Israël a connu, tout au long de son histoire, plusieurs gouvernements de large coalition. Le moins glorieux a été celui au sein duquel Itzhak Shamir était Premier ministre et Shimon Peres ministre des Finances, de 1988 à 1990. En l’absence d’un objectif commun, le gouvernement est tombé quand Peres a voulu pousser un député à quitter le Likoud pour former avec lui un gouvernement à majorité très étroite.
Mais il s’agit là d’une exception. Les autres gouvernements d’union nationale de l’histoire du pays se sont fixé des objectifs bien définis, qu’ils ont atteints avec une efficacité impressionnante. Ce fut le cas du gouvernement d’urgence de Levi Eshkol, qui a gagné la guerre des Six Jours, du gouvernement de rotation de Shimon Peres, qui est venu à bout d’une inflation effrénée, et du gouvernement d’union nationale d’Ariel Sharon, qui a remporté le combat contre le terrorisme au cours de la précédente décennie. Aujourd’hui, un gouvernement d’union aurait toutes les chances de réussir s’il décidait de se concentrer sur une réforme majeure : celle du système politique.

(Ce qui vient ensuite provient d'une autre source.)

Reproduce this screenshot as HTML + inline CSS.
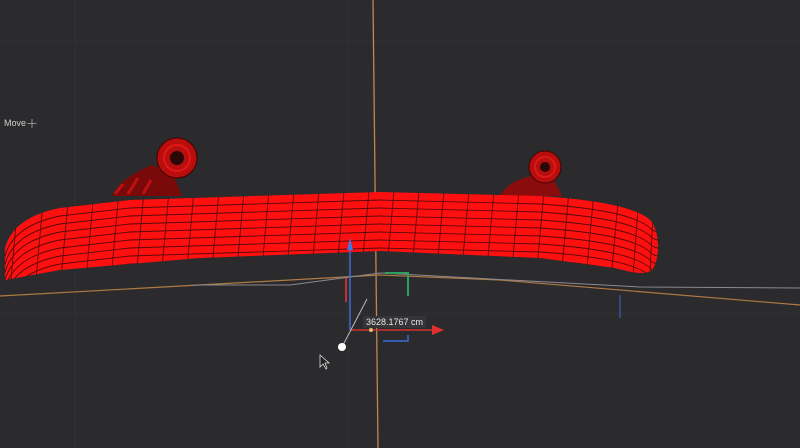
<!DOCTYPE html>
<html><head><style>
html,body{margin:0;padding:0;background:#2b2a2c;width:800px;height:448px;overflow:hidden;font-family:"Liberation Sans",sans-serif}
svg{position:absolute;left:0;top:0}
.lbl{position:absolute;left:4px;top:118px;font-size:9px;color:#cfcfcf}
.meas{position:absolute;left:363px;top:316px;font-size:9px;color:#e8e8e8;background:#353436;padding:1px 3px}
</style></head><body>
<svg width="800" height="448" viewBox="0 0 800 448">
<defs>
<clipPath id="b"><path d="M5,248 C10,230 25,215 60,208 L130,200 L380,192 L540,196 C600,200 640,208 652,222 C660,235 660,260 652,270 C645,276 630,272 615,268 L540,258 L380,251 L200,258 L60,270 L5,280 Z"/></clipPath>
<path id="row" d="M0,250 L5,248 C10,230 25,215 60,208 L130,200 L380,192 L540,196 C600,200 640,208 652,222 L700,240"/>
</defs>
<g stroke="#323133" stroke-width="1">
<line x1="75" y1="0" x2="75" y2="448"/><line x1="0" y1="42" x2="800" y2="42"/>
<line x1="348" y1="0" x2="348" y2="448"/><line x1="0" y1="314" x2="800" y2="314"/>
</g>
<line x1="373" y1="0" x2="378" y2="448" stroke="#c08850" stroke-width="1.3"/>
<!-- wheels -->
<path d="M112,196 C118,182 135,172 152,165 L172,172 L182,196 Z" fill="#7a0a0a"/>
<path d="M115,194 l8,-10 m5,10 l10,-16 m5,16 l8,-14" stroke="#c01010" stroke-width="3" fill="none"/>
<circle cx="177" cy="158" r="20" fill="#b80e0e" stroke="#400" stroke-width="1"/>
<circle cx="177" cy="158" r="13" fill="none" stroke="#e01818" stroke-width="2"/>
<circle cx="177" cy="158" r="7" fill="#2a0808"/>
<path d="M500,196 C505,185 520,178 532,176 L555,182 L562,196 Z" fill="#8a0c0c"/>
<circle cx="545" cy="167" r="16" fill="#b80e0e" stroke="#400" stroke-width="1"/>
<circle cx="545" cy="167" r="10" fill="none" stroke="#e01818" stroke-width="2"/>
<circle cx="545" cy="167" r="5" fill="#2a0808"/>
<!-- board -->
<g clip-path="url(#b)">
<rect x="0" y="180" width="700" height="110" fill="#ff1010"/>
<g fill="none" stroke="#5a0808" stroke-width="0.9">
<use href="#row" y="8"/><use href="#row" y="16"/><use href="#row" y="24"/><use href="#row" y="32"/><use href="#row" y="40"/><use href="#row" y="48"/><use href="#row" y="56"/><use href="#row" y="64"/>
<path d="M20,180 l-10,110 M45,180 l-10,110 M70,180 l-10,110 M95,180 l-10,110 M120,180 l-10,110 M145,180 l-10,110 M170,180 l-10,110 M195,180 l-10,110 M220,180 l-10,110 M245,180 l-10,110 M270,180 l-10,110 M295,180 l-10,110 M320,180 l-10,110 M345,180 l-10,110 M370,180 l-10,110 M395,180 l-10,110 M420,180 l-10,110 M445,180 l-10,110 M470,180 l-10,110 M495,180 l-10,110 M520,180 l-10,110 M545,180 l-10,110 M570,180 l-10,110 M595,180 l-10,110 M620,180 l-10,110 M640,180 l-8,110 M655,180 l-6,110"/>
</g></g>
<!-- ground lines -->
<path d="M0,296 L380,275 L500,280 L800,305" fill="none" stroke="#b07a45" stroke-width="1.2"/>
<path d="M193,285 L290,285 L380,273 L640,287 L800,288" fill="none" stroke="#8a8a90" stroke-width="1"/>
<!-- gizmo -->
<line x1="350" y1="245" x2="350" y2="330" stroke="#3a6ad8" stroke-width="1.5"/>
<path d="M347,250 L350,238 L353,250 Z" fill="#3a7ae8"/>
<line x1="346" y1="278" x2="346" y2="302" stroke="#c03030" stroke-width="2"/>
<path d="M385,273 L408,273 L408,296" fill="none" stroke="#30a060" stroke-width="2"/>
<path d="M383,341 L408,341 L408,335" fill="none" stroke="#3a6ad8" stroke-width="1.5"/>
<line x1="350" y1="330" x2="432" y2="330" stroke="#d03030" stroke-width="1.5"/>
<path d="M432,325 L444,330 L432,335 Z" fill="#e03030"/>
<circle cx="371" cy="330" r="2" fill="#e0c070"/>
<line x1="367" y1="299" x2="342" y2="347" stroke="#bbb" stroke-width="1"/>
<circle cx="342" cy="347" r="4" fill="#fff"/>
<line x1="620" y1="295" x2="620" y2="318" stroke="#3a6ad8"/>
<!-- cursor -->
<path d="M320,355 L320,367 L323,364 L326,369 L327,368 L325,363 L329,363 Z" fill="#222" stroke="#ddd" stroke-width="0.8"/>
<!-- move icon -->
<path d="M32,119 V128 M27.5,123.5 H36.5" stroke="#aaa" stroke-width="0.8"/>
</svg>
<div class="lbl">Move</div>
<div class="meas">3628.1767 cm</div>
</body></html>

Likoud et travaillistes partagent la même aversion pour les petits partis qui, ces dernières décennies, paralysent la direction du pays. Dernier exemple en date : Liberman et Bennett, condamnés par leur propre électorat à rester en marge du paysage politique, se sont retrouvés au premier plan lorsqu’il s’est agi de dessiner celui-ci. Ayelet Shaked, 39 ans, dont la carrière publique se résume à deux années sur les bancs de la Knesset, se retrouve propulsée au sein du cabinet de sécurité et présidera la Cour suprême et l’ensemble du système judiciaire. C’est là le genre d’anomalie auxquelles les deux principaux partis auraient aujourd’hui l’occasion de remédier. Tôt ou tard, ils s’uniront pour le faire. A moins que ne survienne un événement extérieur susceptible de créer un sentiment d’urgence, quelque chose de plus important et de plus imprévisible encore qu’Avigdor Liberman.